### Short task
Write out the listing below exactly, and omit any images you find in it.

### Given data
****************************************

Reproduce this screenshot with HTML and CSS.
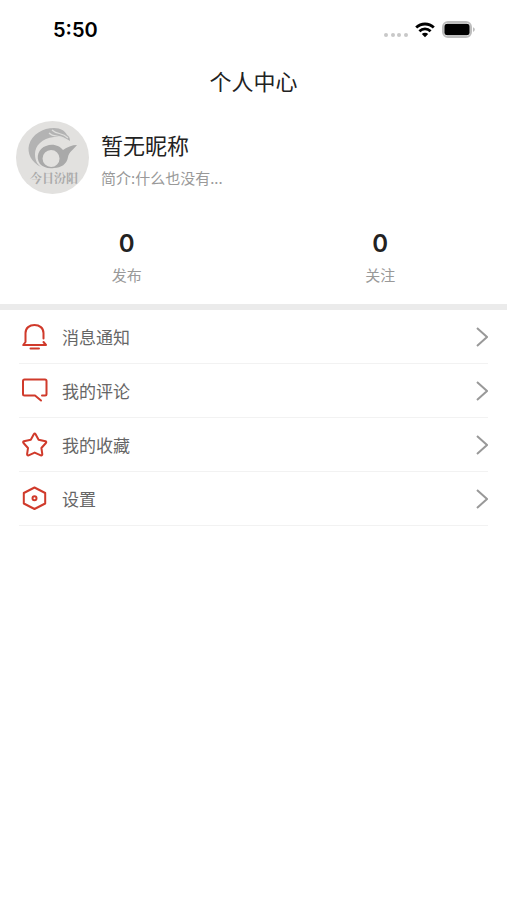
FILE: index.html
```html
<!DOCTYPE html>
<html lang="zh-CN">
<head>
    <meta charset="UTF-8">
    <meta name="viewport" content="width=device-width, initial-scale=1.0">
    <title>个人中心</title>
    <link rel="stylesheet" href="styles.css">
</head>
<body>
    <div class="status-bar">
        <span class="time">5:50</span>
        <div class="status-icons">
            <svg class="signal" width="24" height="6" viewBox="0 0 24 6" fill="#c8c8c8">
                <circle cx="2" cy="3" r="2"/>
                <circle cx="9" cy="3" r="2"/>
                <circle cx="15" cy="3" r="2"/>
                <circle cx="22" cy="3" r="2"/>
            </svg>
            <svg width="20" height="16" viewBox="0 0 20 16" fill="none" stroke="#000" stroke-width="2.8">
                <path d="M1.2 5.6C6.2 .8 13.800 .8 18.800 5.600"/>
                <path d="M4.400 9.200C7.600 6.200 12.400 6.200 15.600 9.200"/>
                <path d="M10 15.200L6.800 12C8.600 10.200 11.400 10.200 13.200 12Z" fill="#000" stroke="none"/>
            </svg>
            <svg width="33" height="18" viewBox="0 0 33 18">
                <rect x="1" y="1" width="28" height="15" rx="5" fill="#fff" stroke="#bdbdbd" stroke-width="2"/>
                <rect x="2.4" y="2.8" width="25.2" height="11.4" rx="3" fill="#000"/>
                <path d="M31 6.2C33.4 7 33.4 10 31 10.8Z" fill="#bdbdbd"/>
            </svg>
        </div>
    </div>

    <h1 class="page-title">个人中心</h1>

    <div class="profile">
        <svg class="avatar" viewBox="0 0 73 73">
            <circle cx="36.5" cy="36.5" r="36.5" fill="#e2e1df"/>
            <path d="M25 46C15 41 11 32 13 24C16 13 27 7 38 7C45 7 49 10 51 14C53 15 54 17 54 20C49 16 44 15 38 16C26 17 19 25 19 33C19 39 21 43 25 46Z" fill="#b3b3b3"/>
            <path d="M36 9C41 14 46 11 52 17M33 12C38 17 43 13 49 18" fill="none" stroke="#dededc" stroke-width="1.2"/>
            <path fill-rule="evenodd" d="M61 24C57 29 53 31 52 36C51 43 45 47 38 47C32 48 27 46 24 43C19 36 23 27 30 25C37 22 44 25 47 29C51 26 56 24 61 24ZM35 29A8.500 8.500 0 1 0 35.100 46A8.500 8.500 0 1 0 35 29Z" fill="#a9a9a9"/>
            <text x="38" y="62" text-anchor="middle" class="avatar-text">今日汾阳</text>
        </svg>
        <div class="profile-info">
            <div class="nickname">暂无昵称</div>
            <div class="intro">简介:什么也没有...</div>
        </div>
    </div>

    <div class="stats">
        <div class="stat">
            <div class="stat-number">0</div>
            <div class="stat-label">发布</div>
        </div>
        <div class="stat">
            <div class="stat-number">0</div>
            <div class="stat-label">关注</div>
        </div>
    </div>

    <nav class="menu">
        <a class="menu-item" href="#">
            <svg class="menu-icon" viewBox="0 0 28 28">
                <path d="M22.500 15.500V10C22.500 5 18.500 2 13.500 2S4.500 5 4.500 10V19L2.200 22H25L22.500 19M9.500 25.500H18"/>
            </svg>
            <span class="menu-text">消息通知</span>
            <svg class="arrow" viewBox="0 0 12 20"><path d="M1 1L11 10L1 19"/></svg>
        </a>
        <a class="menu-item" href="#">
            <svg class="menu-icon" viewBox="0 0 28 28">
                <path d="M21 18.500H24Q25.500 18.500 25.500 17V4Q25.500 2.500 24 2.500H3.500Q2 2.500 2 4V17Q2 18.500 3.500 18.500H14L20 23.500"/>
            </svg>
            <span class="menu-text">我的评论</span>
            <svg class="arrow" viewBox="0 0 12 20"><path d="M1 1L11 10L1 19"/></svg>
        </a>
        <a class="menu-item" href="#">
            <svg class="menu-icon" viewBox="0 0 28 28">
                <path d="M12.800 3.200Q13.700 1.800 14.600 3.200L17.600 8.800L24.500 10.300Q25.800 10.800 24.900 12L20.400 17L21.300 23.200Q21.300 24.800 19.800 24.300L13.700 21.600L7.600 24.300Q6.100 24.800 6.100 23.200L7 17L2.500 12Q1.600 10.800 2.900 10.300L9.800 8.800Z"/>
            </svg>
            <span class="menu-text">我的收藏</span>
            <svg class="arrow" viewBox="0 0 12 20"><path d="M1 1L11 10L1 19"/></svg>
        </a>
        <a class="menu-item" href="#">
            <svg class="menu-icon" viewBox="0 0 28 28">
                <path d="M13.500 2.500L24.200 8V18.500L13.500 24L2.800 18.500V8Z"/>
                <circle cx="13.500" cy="13.300" r="2"/>
            </svg>
            <span class="menu-text">设置</span>
            <svg class="arrow" viewBox="0 0 12 20"><path d="M1 1L11 10L1 19"/></svg>
        </a>
    </nav>
</body>
</html>
```

FILE: styles.css
```css
* {
    box-sizing: border-box;
}
body {
    margin: 0;
    background-color: #fff;
    color: #222;
    font-family: Inter, "Noto Sans CJK SC", sans-serif;
}
svg {
    display: block;
    flex-shrink: 0;
}
.status-bar {
    display: flex;
    justify-content: space-between;
    align-items: center;
    height: 60px;
    padding: 0 32px 0 53px;
}
.time {
    color: #000;
    font-size: 20px;
    font-weight: 600;
}
.status-icons {
    display: flex;
    align-items: center;
    gap: 7px;
}
.signal {
    margin-top: 10px;
}
.page-title {
    margin: 0;
    font-family: "Noto Sans CJK SC", sans-serif;
    font-size: 22px;
    font-weight: 400;
    line-height: 40px;
    text-align: center;
}
.profile {
    display: flex;
    gap: 12px;
    padding: 21px 16px 0;
}
.avatar {
    width: 73px;
    height: 73px;
}
.avatar-text {
    font-family: "Noto Serif CJK SC", "Noto Sans CJK SC", serif;
    font-size: 12px;
    font-weight: 700;
    fill: #aaa;
}
.profile-info {
    padding-top: 6px;
    font-family: "Noto Sans CJK SC", sans-serif;
    line-height: 34px;
}
.nickname {
    font-size: 22px;
}
.intro {
    color: #999;
    font-size: 15px;
}
.stats {
    display: flex;
    padding: 31px 0 14px;
    border-bottom: 6px solid #ebebeb;
}
.stat {
    flex: 1;
    text-align: center;
}
.stat-number {
    font-size: 24px;
    font-weight: 600;
    line-height: 36px;
}
.stat-label {
    color: #999;
    font-size: 15px;
    line-height: 28px;
}
.menu {
    padding: 0 19px;
}
.menu-item {
    display: flex;
    align-items: center;
    height: 54px;
    padding-left: 2px;
    border-bottom: 1px solid #f2f2f2;
    color: #666;
    text-decoration: none;
}
.menu-icon {
    width: 28px;
    height: 28px;
    margin-right: 13px;
    fill: none;
    stroke: #d03a2b;
    stroke-width: 2;
    stroke-linecap: round;
    stroke-linejoin: round;
}
.menu-text {
    flex: 1;
    font-family: "Noto Sans CJK SC", sans-serif;
    font-size: 17px;
}
.arrow {
    width: 12px;
    height: 20px;
    fill: none;
    stroke: #999;
    stroke-width: 2;
}
```
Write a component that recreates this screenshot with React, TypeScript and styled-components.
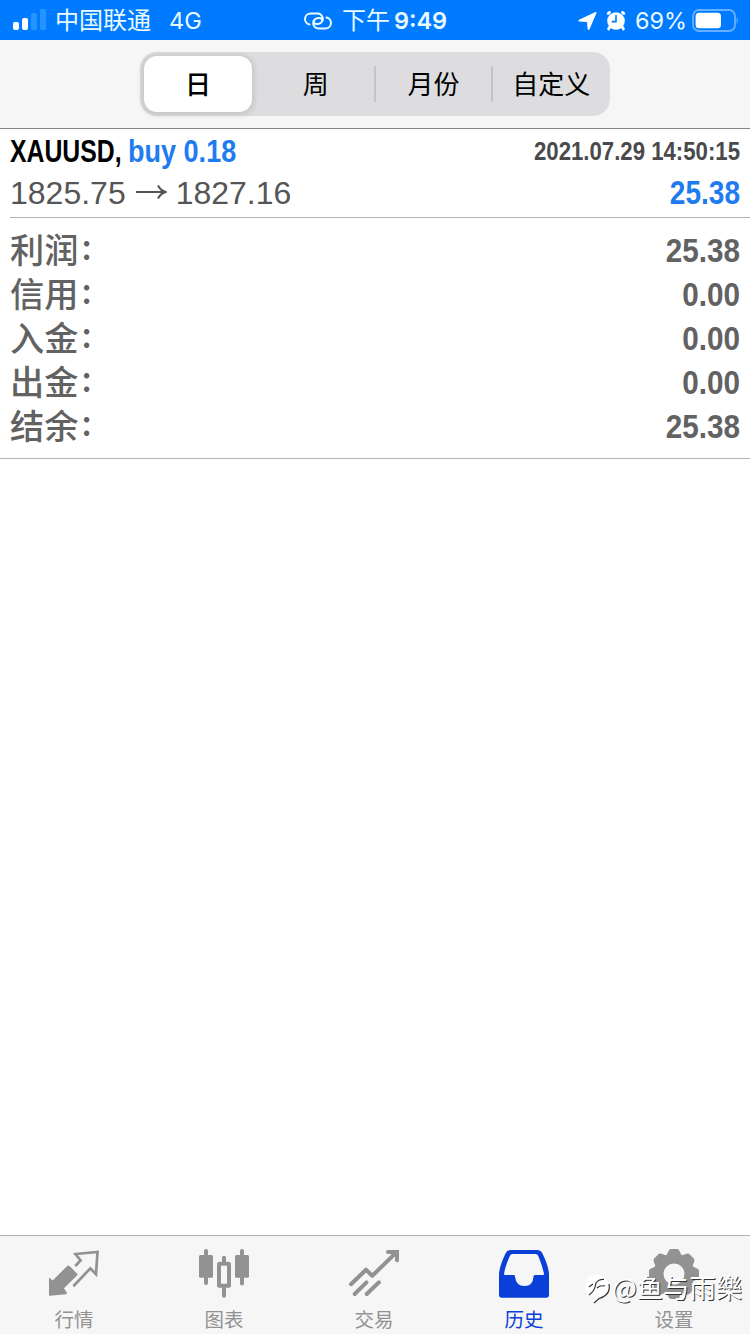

****************************************

### Response to the exercise
Reproduce this screenshot with HTML and CSS.
FILE: index.html
```html
<!DOCTYPE html>
<html lang="zh-CN">
<head>
    <meta charset="UTF-8">
    <meta name="viewport" content="width=device-width, initial-scale=1.0">
    <title>个人中心</title>
    <link rel="stylesheet" href="styles.css">
</head>
<body>
    <div class="status-bar">
        <span class="time">5:50</span>
        <div class="status-icons">
            <svg class="signal" width="24" height="6" viewBox="0 0 24 6" fill="#c8c8c8">
                <circle cx="2" cy="3" r="2"/>
                <circle cx="9" cy="3" r="2"/>
                <circle cx="15" cy="3" r="2"/>
                <circle cx="22" cy="3" r="2"/>
            </svg>
            <svg width="20" height="16" viewBox="0 0 20 16" fill="none" stroke="#000" stroke-width="2.8">
                <path d="M1.2 5.6C6.2 .8 13.800 .8 18.800 5.600"/>
                <path d="M4.400 9.200C7.600 6.200 12.400 6.200 15.600 9.200"/>
                <path d="M10 15.200L6.800 12C8.600 10.200 11.400 10.200 13.200 12Z" fill="#000" stroke="none"/>
            </svg>
            <svg width="33" height="18" viewBox="0 0 33 18">
                <rect x="1" y="1" width="28" height="15" rx="5" fill="#fff" stroke="#bdbdbd" stroke-width="2"/>
                <rect x="2.4" y="2.8" width="25.2" height="11.4" rx="3" fill="#000"/>
                <path d="M31 6.2C33.4 7 33.4 10 31 10.8Z" fill="#bdbdbd"/>
            </svg>
        </div>
    </div>

    <h1 class="page-title">个人中心</h1>

    <div class="profile">
        <svg class="avatar" viewBox="0 0 73 73">
            <circle cx="36.5" cy="36.5" r="36.5" fill="#e2e1df"/>
            <path d="M25 46C15 41 11 32 13 24C16 13 27 7 38 7C45 7 49 10 51 14C53 15 54 17 54 20C49 16 44 15 38 16C26 17 19 25 19 33C19 39 21 43 25 46Z" fill="#b3b3b3"/>
            <path d="M36 9C41 14 46 11 52 17M33 12C38 17 43 13 49 18" fill="none" stroke="#dededc" stroke-width="1.2"/>
            <path fill-rule="evenodd" d="M61 24C57 29 53 31 52 36C51 43 45 47 38 47C32 48 27 46 24 43C19 36 23 27 30 25C37 22 44 25 47 29C51 26 56 24 61 24ZM35 29A8.500 8.500 0 1 0 35.100 46A8.500 8.500 0 1 0 35 29Z" fill="#a9a9a9"/>
            <text x="38" y="62" text-anchor="middle" class="avatar-text">今日汾阳</text>
        </svg>
        <div class="profile-info">
            <div class="nickname">暂无昵称</div>
            <div class="intro">简介:什么也没有...</div>
        </div>
    </div>

    <div class="stats">
        <div class="stat">
            <div class="stat-number">0</div>
            <div class="stat-label">发布</div>
        </div>
        <div class="stat">
            <div class="stat-number">0</div>
            <div class="stat-label">关注</div>
        </div>
    </div>

    <nav class="menu">
        <a class="menu-item" href="#">
            <svg class="menu-icon" viewBox="0 0 28 28">
                <path d="M22.500 15.500V10C22.500 5 18.500 2 13.500 2S4.500 5 4.500 10V19L2.200 22H25L22.500 19M9.500 25.500H18"/>
            </svg>
            <span class="menu-text">消息通知</span>
            <svg class="arrow" viewBox="0 0 12 20"><path d="M1 1L11 10L1 19"/></svg>
        </a>
        <a class="menu-item" href="#">
            <svg class="menu-icon" viewBox="0 0 28 28">
                <path d="M21 18.500H24Q25.500 18.500 25.500 17V4Q25.500 2.500 24 2.500H3.500Q2 2.500 2 4V17Q2 18.500 3.500 18.500H14L20 23.500"/>
            </svg>
            <span class="menu-text">我的评论</span>
            <svg class="arrow" viewBox="0 0 12 20"><path d="M1 1L11 10L1 19"/></svg>
        </a>
        <a class="menu-item" href="#">
            <svg class="menu-icon" viewBox="0 0 28 28">
                <path d="M12.800 3.200Q13.700 1.800 14.600 3.200L17.600 8.800L24.500 10.300Q25.800 10.800 24.900 12L20.400 17L21.300 23.200Q21.300 24.800 19.800 24.300L13.700 21.600L7.600 24.300Q6.100 24.800 6.100 23.200L7 17L2.500 12Q1.600 10.800 2.900 10.300L9.800 8.800Z"/>
            </svg>
            <span class="menu-text">我的收藏</span>
            <svg class="arrow" viewBox="0 0 12 20"><path d="M1 1L11 10L1 19"/></svg>
        </a>
        <a class="menu-item" href="#">
            <svg class="menu-icon" viewBox="0 0 28 28">
                <path d="M13.500 2.500L24.200 8V18.500L13.500 24L2.800 18.500V8Z"/>
                <circle cx="13.500" cy="13.300" r="2"/>
            </svg>
            <span class="menu-text">设置</span>
            <svg class="arrow" viewBox="0 0 12 20"><path d="M1 1L11 10L1 19"/></svg>
        </a>
    </nav>
</body>
</html>
```

FILE: styles.css
```css
* {
    box-sizing: border-box;
}
body {
    margin: 0;
    background-color: #fff;
    color: #222;
    font-family: Inter, "Noto Sans CJK SC", sans-serif;
}
svg {
    display: block;
    flex-shrink: 0;
}
.status-bar {
    display: flex;
    justify-content: space-between;
    align-items: center;
    height: 60px;
    padding: 0 32px 0 53px;
}
.time {
    color: #000;
    font-size: 20px;
    font-weight: 600;
}
.status-icons {
    display: flex;
    align-items: center;
    gap: 7px;
}
.signal {
    margin-top: 10px;
}
.page-title {
    margin: 0;
    font-family: "Noto Sans CJK SC", sans-serif;
    font-size: 22px;
    font-weight: 400;
    line-height: 40px;
    text-align: center;
}
.profile {
    display: flex;
    gap: 12px;
    padding: 21px 16px 0;
}
.avatar {
    width: 73px;
    height: 73px;
}
.avatar-text {
    font-family: "Noto Serif CJK SC", "Noto Sans CJK SC", serif;
    font-size: 12px;
    font-weight: 700;
    fill: #aaa;
}
.profile-info {
    padding-top: 6px;
    font-family: "Noto Sans CJK SC", sans-serif;
    line-height: 34px;
}
.nickname {
    font-size: 22px;
}
.intro {
    color: #999;
    font-size: 15px;
}
.stats {
    display: flex;
    padding: 31px 0 14px;
    border-bottom: 6px solid #ebebeb;
}
.stat {
    flex: 1;
    text-align: center;
}
.stat-number {
    font-size: 24px;
    font-weight: 600;
    line-height: 36px;
}
.stat-label {
    color: #999;
    font-size: 15px;
    line-height: 28px;
}
.menu {
    padding: 0 19px;
}
.menu-item {
    display: flex;
    align-items: center;
    height: 54px;
    padding-left: 2px;
    border-bottom: 1px solid #f2f2f2;
    color: #666;
    text-decoration: none;
}
.menu-icon {
    width: 28px;
    height: 28px;
    margin-right: 13px;
    fill: none;
    stroke: #d03a2b;
    stroke-width: 2;
    stroke-linecap: round;
    stroke-linejoin: round;
}
.menu-text {
    flex: 1;
    font-family: "Noto Sans CJK SC", sans-serif;
    font-size: 17px;
}
.arrow {
    width: 12px;
    height: 20px;
    fill: none;
    stroke: #999;
    stroke-width: 2;
}
```
Write a component that recreates this screenshot with React, TypeScript and styled-components.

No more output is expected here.